= OBJECTIVE =
Give every line again exactly as it appears, please, but not the pictures.

#### STORED DATA

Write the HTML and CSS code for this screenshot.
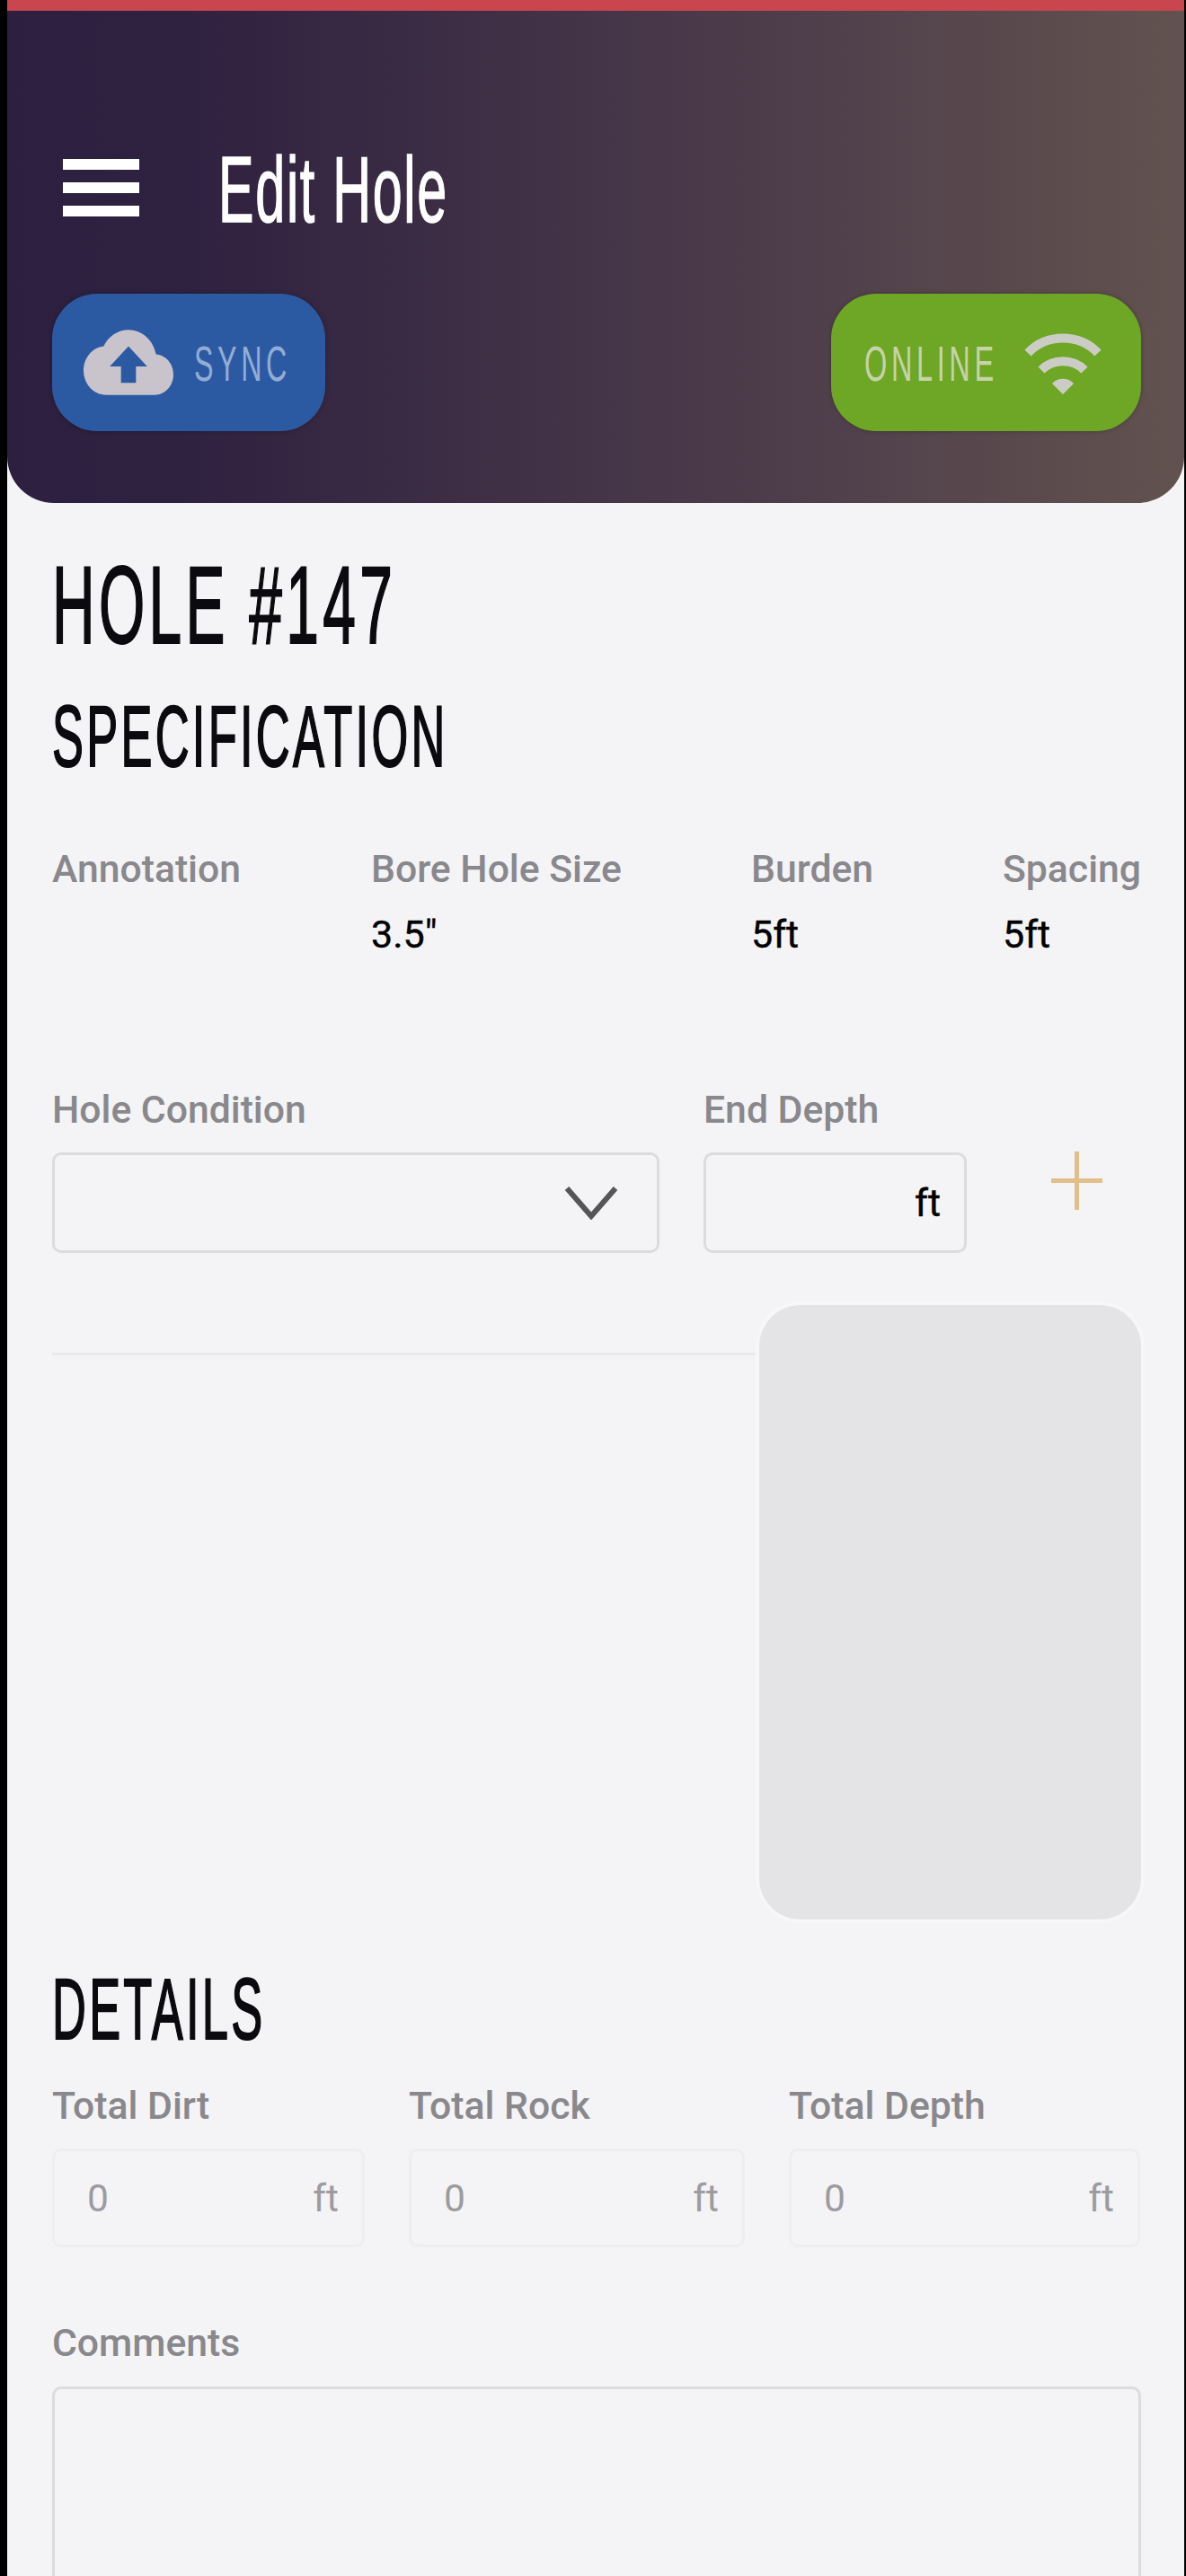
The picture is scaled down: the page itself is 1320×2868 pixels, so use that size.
FILE: index.html
```html
<!DOCTYPE html>
<html lang="en">
<head>
<meta charset="utf-8">
<title>Edit Hole</title>
<link rel="stylesheet" href="styles.css">
</head>
<body>
<div class="frame">
  <div class="app">
  <header class="header">
    <div class="title-row">
      <svg class="menu" viewBox="0 0 85 64" aria-hidden="true"><rect y="0" width="85" height="12"/><rect y="26" width="85" height="12"/><rect y="52" width="85" height="12"/></svg>
      <h1 class="title cond">Edit Hole</h1>
    </div>
    <div class="pills">
      <div class="pill pill-sync">
        <svg class="cloud" viewBox="0 3.5 24 17" preserveAspectRatio="none" aria-hidden="true"><path fill-rule="evenodd" d="M19.35 10.04C18.67 6.59 15.64 4 12 4 9.11 4 6.6 5.64 5.35 8.04 2.34 8.36 0 10.91 0 14c0 3.31 2.69 6 6 6h13c2.76 0 5-2.24 5-5 0-2.64-2.05-4.78-4.65-4.96zM14 13v4h-4v-4H7l5-5 5 5h-3z"/></svg>
        <span class="pill-text sync-text cond">SYNC</span>
      </div>
      <div class="pill pill-online">
        <span class="pill-text online-text cond">ONLINE</span>
        <svg class="wifi" viewBox="0 0 86 70" aria-hidden="true"><path class="arc" d="M4 24C25 2 61 2 82 24"/><path class="arc" d="M19 43C32 30 54 30 67 43"/><path class="dot" d="M43 70L31 58C37 51 49 51 55 58Z"/></svg>
      </div>
    </div>
  </header>
  <main class="main">
    <h2 class="hole cond">HOLE #147</h2>
    <h3 class="section spec-title cond">SPECIFICATION</h3>
    <div class="spec-grid">
      <div><div class="label">Annotation</div><div class="value"></div></div>
      <div><div class="label">Bore Hole Size</div><div class="value">3.5"</div></div>
      <div><div class="label">Burden</div><div class="value">5ft</div></div>
      <div><div class="label">Spacing</div><div class="value">5ft</div></div>
    </div>
    <div class="form-row">
      <div class="field-select">
        <div class="label">Hole Condition</div>
        <div class="box select">
          <svg class="chevron" viewBox="0 0 60 38" aria-hidden="true"><path d="M3 3L30 34L57 3"/></svg>
        </div>
      </div>
      <div class="field-depth">
        <div class="label">End Depth</div>
        <div class="box depth"><span class="unit-dark">ft</span></div>
      </div>
      <svg class="plus" viewBox="0 0 57 65" aria-hidden="true"><path d="M28.500 0V65M0 32.500H57"/></svg>
    </div>
    <div class="media-row">
      <div class="divider"></div>
      <div class="media"></div>
    </div>
    <h3 class="section details-title cond">DETAILS</h3>
    <div class="details-grid">
      <div><div class="label">Total Dirt</div><div class="box readonly"><span>0</span><span>ft</span></div></div>
      <div><div class="label">Total Rock</div><div class="box readonly"><span>0</span><span>ft</span></div></div>
      <div><div class="label">Total Depth</div><div class="box readonly"><span>0</span><span>ft</span></div></div>
    </div>
    <div class="label comments-label">Comments</div>
    <div class="box comments"></div>
  </main>
  </div>
</div>
</body>
</html>
```
FILE: styles.css
```css
* { box-sizing: border-box; }
html, body { margin: 0; padding: 0; background: #000; }
.frame {
  width: 1320px;
  height: 2868px;
  overflow: hidden;
  padding: 0 2px 0 8px;
  background: #000;
  font-family: Roboto, "Liberation Sans", sans-serif;
}
.app {
  height: 100%;
  background: #f4f3f6;
  display: flex;
  flex-direction: column;
}
.cond {
  font-family: "Liberation Sans", sans-serif;
  font-weight: 400;
  transform-origin: left center;
  white-space: nowrap;
  margin: 0;
}
.header {
  flex: none;
  height: 560px;
  border-top: 12px solid #c9464e;
  background: linear-gradient(90deg, #2d1f3f 0%, #2f2140 15%, #4a3a4a 60%, #62524f 100%);
  border-radius: 0 0 52px 52px;
  padding: 157px 48px 0 50px;
}
.title-row { display: flex; align-items: center; height: 80px; padding-left: 12px; }
.menu { width: 85px; height: 64px; fill: #fff; flex: none; }
.title {
  color: #fff;
  font-size: 103px;
  line-height: 80px;
  letter-spacing: 3px;
  margin: 6px 0 0 88px;
  transform: scaleX(0.575);
  -webkit-text-stroke: 1.5px #fff;
}
.pills { display: flex; justify-content: space-between; margin-top: 78px; }
.pill {
  height: 153px;
  border-radius: 50px;
  display: flex;
  align-items: center;
  box-shadow: 0 0 5px rgba(0, 0, 0, .25);
}
.pill-sync { width: 304px; background: #2c5aa2; padding-left: 35px; }
.pill-online { width: 345px; background: #6ea626; padding-left: 37px; }
.cloud { width: 100px; height: 77px; fill: #c9c4cc; flex: none; }
.pill-text { font-size: 56px; line-height: 60px; letter-spacing: 8px; padding-top: 2px; }
.sync-text { color: #93acd6; margin-left: 23px; transform: scaleX(0.575); }
.online-text { color: #c5d3a8; transform: scaleX(0.58); width: 178px; }
.wifi { width: 86px; height: 70px; flex: none; }
.wifi .arc { fill: none; stroke: #cbcdc4; stroke-width: 10; }
.wifi .dot { fill: #cbcdc4; }
.main {
  flex: 1;
  padding: 0 48px 0 50px;
  min-height: 0;
}
.hole {
  color: #0b0b0f;
  font-size: 122px;
  line-height: 100px;
  letter-spacing: 8px;
  margin-top: 64px;
  transform: scaleX(0.54);
  -webkit-text-stroke: 2px #0b0b0f;
}
.section {
  color: #0b0b0f;
  font-size: 96px;
  line-height: 80px;
  letter-spacing: 6px;
  transform: scaleX(0.546);
  -webkit-text-stroke: 2px #0b0b0f;
}
.spec-title { margin-top: 56px; }
.label {
  color: #89888c;
  font-size: 42.7px;
  font-weight: 500;
  line-height: 48px;
  white-space: nowrap;
}
.value { color: #000; font-size: 43px; line-height: 50px; height: 50px; margin-top: 24px; -webkit-text-stroke: 0.4px #000; }
.spec-grid {
  display: grid;
  grid-template-columns: 355px 423px 280px 1fr;
  margin-top: 83px;
}
.form-row { display: flex; align-items: flex-start; margin-top: 146px; }
.field-select { width: 676px; }
.field-depth { width: 293px; margin-left: 49px; }
.box {
  border: 3px solid #dcdbde;
  border-radius: 10px;
  margin-top: 24px;
}
.select, .depth { height: 112px; display: flex; align-items: center; justify-content: flex-end; }
.select { padding-right: 43px; }
.depth { padding-right: 26px; }
.chevron { width: 60px; height: 38px; fill: none; stroke: #565558; stroke-width: 6; }
.unit-dark { color: #000; font-size: 43px; -webkit-text-stroke: 0.4px #000; }
.plus { width: 57px; height: 65px; margin: 71px 0 0 94px; fill: none; stroke: #e1bf8a; stroke-width: 5; flex: none; }
.media-row { display: flex; align-items: flex-start; margin-top: 58px; }
.divider { flex: 1; height: 3px; margin-top: 53px; background: #e9e8ea; }
.media { width: 425px; height: 684px; background: #e4e3e5; border-radius: 46px; box-shadow: 0 0 0 4px #f7f6f9; }
.details-title { margin-top: 60px; }
.details-grid {
  display: grid;
  grid-template-columns: 348px 374px 391px;
  column-gap: 49px;
  margin-top: 43px;
}
.readonly {
  height: 110px;
  border-color: #eeedf0;
  display: flex;
  align-items: center;
  justify-content: space-between;
  padding: 0 26px 0 36px;
  color: #9c9b9f;
  font-size: 42.5px;
}
.comments-label { margin-top: 82px; }
.comments { height: 400px; margin-top: 25px; }
```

########

= FULL SOLUTION =
Write the HTML and CSS code for this screenshot.
The picture is scaled down: the page itself is 1320×2868 pixels, so use that size.
FILE: index.html
```html
<!DOCTYPE html>
<html lang="en">
<head>
<meta charset="utf-8">
<title>Edit Hole</title>
<link rel="stylesheet" href="styles.css">
</head>
<body>
<div class="frame">
  <div class="app">
  <header class="header">
    <div class="title-row">
      <svg class="menu" viewBox="0 0 85 64" aria-hidden="true"><rect y="0" width="85" height="12"/><rect y="26" width="85" height="12"/><rect y="52" width="85" height="12"/></svg>
      <h1 class="title cond">Edit Hole</h1>
    </div>
    <div class="pills">
      <div class="pill pill-sync">
        <svg class="cloud" viewBox="0 3.5 24 17" preserveAspectRatio="none" aria-hidden="true"><path fill-rule="evenodd" d="M19.35 10.04C18.67 6.59 15.64 4 12 4 9.11 4 6.6 5.64 5.35 8.04 2.34 8.36 0 10.91 0 14c0 3.31 2.69 6 6 6h13c2.76 0 5-2.24 5-5 0-2.64-2.05-4.78-4.65-4.96zM14 13v4h-4v-4H7l5-5 5 5h-3z"/></svg>
        <span class="pill-text sync-text cond">SYNC</span>
      </div>
      <div class="pill pill-online">
        <span class="pill-text online-text cond">ONLINE</span>
        <svg class="wifi" viewBox="0 0 86 70" aria-hidden="true"><path class="arc" d="M4 24C25 2 61 2 82 24"/><path class="arc" d="M19 43C32 30 54 30 67 43"/><path class="dot" d="M43 70L31 58C37 51 49 51 55 58Z"/></svg>
      </div>
    </div>
  </header>
  <main class="main">
    <h2 class="hole cond">HOLE #147</h2>
    <h3 class="section spec-title cond">SPECIFICATION</h3>
    <div class="spec-grid">
      <div><div class="label">Annotation</div><div class="value"></div></div>
      <div><div class="label">Bore Hole Size</div><div class="value">3.5"</div></div>
      <div><div class="label">Burden</div><div class="value">5ft</div></div>
      <div><div class="label">Spacing</div><div class="value">5ft</div></div>
    </div>
    <div class="form-row">
      <div class="field-select">
        <div class="label">Hole Condition</div>
        <div class="box select">
          <svg class="chevron" viewBox="0 0 60 38" aria-hidden="true"><path d="M3 3L30 34L57 3"/></svg>
        </div>
      </div>
      <div class="field-depth">
        <div class="label">End Depth</div>
        <div class="box depth"><span class="unit-dark">ft</span></div>
      </div>
      <svg class="plus" viewBox="0 0 57 65" aria-hidden="true"><path d="M28.500 0V65M0 32.500H57"/></svg>
    </div>
    <div class="media-row">
      <div class="divider"></div>
      <div class="media"></div>
    </div>
    <h3 class="section details-title cond">DETAILS</h3>
    <div class="details-grid">
      <div><div class="label">Total Dirt</div><div class="box readonly"><span>0</span><span>ft</span></div></div>
      <div><div class="label">Total Rock</div><div class="box readonly"><span>0</span><span>ft</span></div></div>
      <div><div class="label">Total Depth</div><div class="box readonly"><span>0</span><span>ft</span></div></div>
    </div>
    <div class="label comments-label">Comments</div>
    <div class="box comments"></div>
  </main>
  </div>
</div>
</body>
</html>
```
FILE: styles.css
```css
* { box-sizing: border-box; }
html, body { margin: 0; padding: 0; background: #000; }
.frame {
  width: 1320px;
  height: 2868px;
  overflow: hidden;
  padding: 0 2px 0 8px;
  background: #000;
  font-family: Roboto, "Liberation Sans", sans-serif;
}
.app {
  height: 100%;
  background: #f4f3f6;
  display: flex;
  flex-direction: column;
}
.cond {
  font-family: "Liberation Sans", sans-serif;
  font-weight: 400;
  transform-origin: left center;
  white-space: nowrap;
  margin: 0;
}
.header {
  flex: none;
  height: 560px;
  border-top: 12px solid #c9464e;
  background: linear-gradient(90deg, #2d1f3f 0%, #2f2140 15%, #4a3a4a 60%, #62524f 100%);
  border-radius: 0 0 52px 52px;
  padding: 157px 48px 0 50px;
}
.title-row { display: flex; align-items: center; height: 80px; padding-left: 12px; }
.menu { width: 85px; height: 64px; fill: #fff; flex: none; }
.title {
  color: #fff;
  font-size: 103px;
  line-height: 80px;
  letter-spacing: 3px;
  margin: 6px 0 0 88px;
  transform: scaleX(0.575);
  -webkit-text-stroke: 1.5px #fff;
}
.pills { display: flex; justify-content: space-between; margin-top: 78px; }
.pill {
  height: 153px;
  border-radius: 50px;
  display: flex;
  align-items: center;
  box-shadow: 0 0 5px rgba(0, 0, 0, .25);
}
.pill-sync { width: 304px; background: #2c5aa2; padding-left: 35px; }
.pill-online { width: 345px; background: #6ea626; padding-left: 37px; }
.cloud { width: 100px; height: 77px; fill: #c9c4cc; flex: none; }
.pill-text { font-size: 56px; line-height: 60px; letter-spacing: 8px; padding-top: 2px; }
.sync-text { color: #93acd6; margin-left: 23px; transform: scaleX(0.575); }
.online-text { color: #c5d3a8; transform: scaleX(0.58); width: 178px; }
.wifi { width: 86px; height: 70px; flex: none; }
.wifi .arc { fill: none; stroke: #cbcdc4; stroke-width: 10; }
.wifi .dot { fill: #cbcdc4; }
.main {
  flex: 1;
  padding: 0 48px 0 50px;
  min-height: 0;
}
.hole {
  color: #0b0b0f;
  font-size: 122px;
  line-height: 100px;
  letter-spacing: 8px;
  margin-top: 64px;
  transform: scaleX(0.54);
  -webkit-text-stroke: 2px #0b0b0f;
}
.section {
  color: #0b0b0f;
  font-size: 96px;
  line-height: 80px;
  letter-spacing: 6px;
  transform: scaleX(0.546);
  -webkit-text-stroke: 2px #0b0b0f;
}
.spec-title { margin-top: 56px; }
.label {
  color: #89888c;
  font-size: 42.7px;
  font-weight: 500;
  line-height: 48px;
  white-space: nowrap;
}
.value { color: #000; font-size: 43px; line-height: 50px; height: 50px; margin-top: 24px; -webkit-text-stroke: 0.4px #000; }
.spec-grid {
  display: grid;
  grid-template-columns: 355px 423px 280px 1fr;
  margin-top: 83px;
}
.form-row { display: flex; align-items: flex-start; margin-top: 146px; }
.field-select { width: 676px; }
.field-depth { width: 293px; margin-left: 49px; }
.box {
  border: 3px solid #dcdbde;
  border-radius: 10px;
  margin-top: 24px;
}
.select, .depth { height: 112px; display: flex; align-items: center; justify-content: flex-end; }
.select { padding-right: 43px; }
.depth { padding-right: 26px; }
.chevron { width: 60px; height: 38px; fill: none; stroke: #565558; stroke-width: 6; }
.unit-dark { color: #000; font-size: 43px; -webkit-text-stroke: 0.4px #000; }
.plus { width: 57px; height: 65px; margin: 71px 0 0 94px; fill: none; stroke: #e1bf8a; stroke-width: 5; flex: none; }
.media-row { display: flex; align-items: flex-start; margin-top: 58px; }
.divider { flex: 1; height: 3px; margin-top: 53px; background: #e9e8ea; }
.media { width: 425px; height: 684px; background: #e4e3e5; border-radius: 46px; box-shadow: 0 0 0 4px #f7f6f9; }
.details-title { margin-top: 60px; }
.details-grid {
  display: grid;
  grid-template-columns: 348px 374px 391px;
  column-gap: 49px;
  margin-top: 43px;
}
.readonly {
  height: 110px;
  border-color: #eeedf0;
  display: flex;
  align-items: center;
  justify-content: space-between;
  padding: 0 26px 0 36px;
  color: #9c9b9f;
  font-size: 42.5px;
}
.comments-label { margin-top: 82px; }
.comments { height: 400px; margin-top: 25px; }
```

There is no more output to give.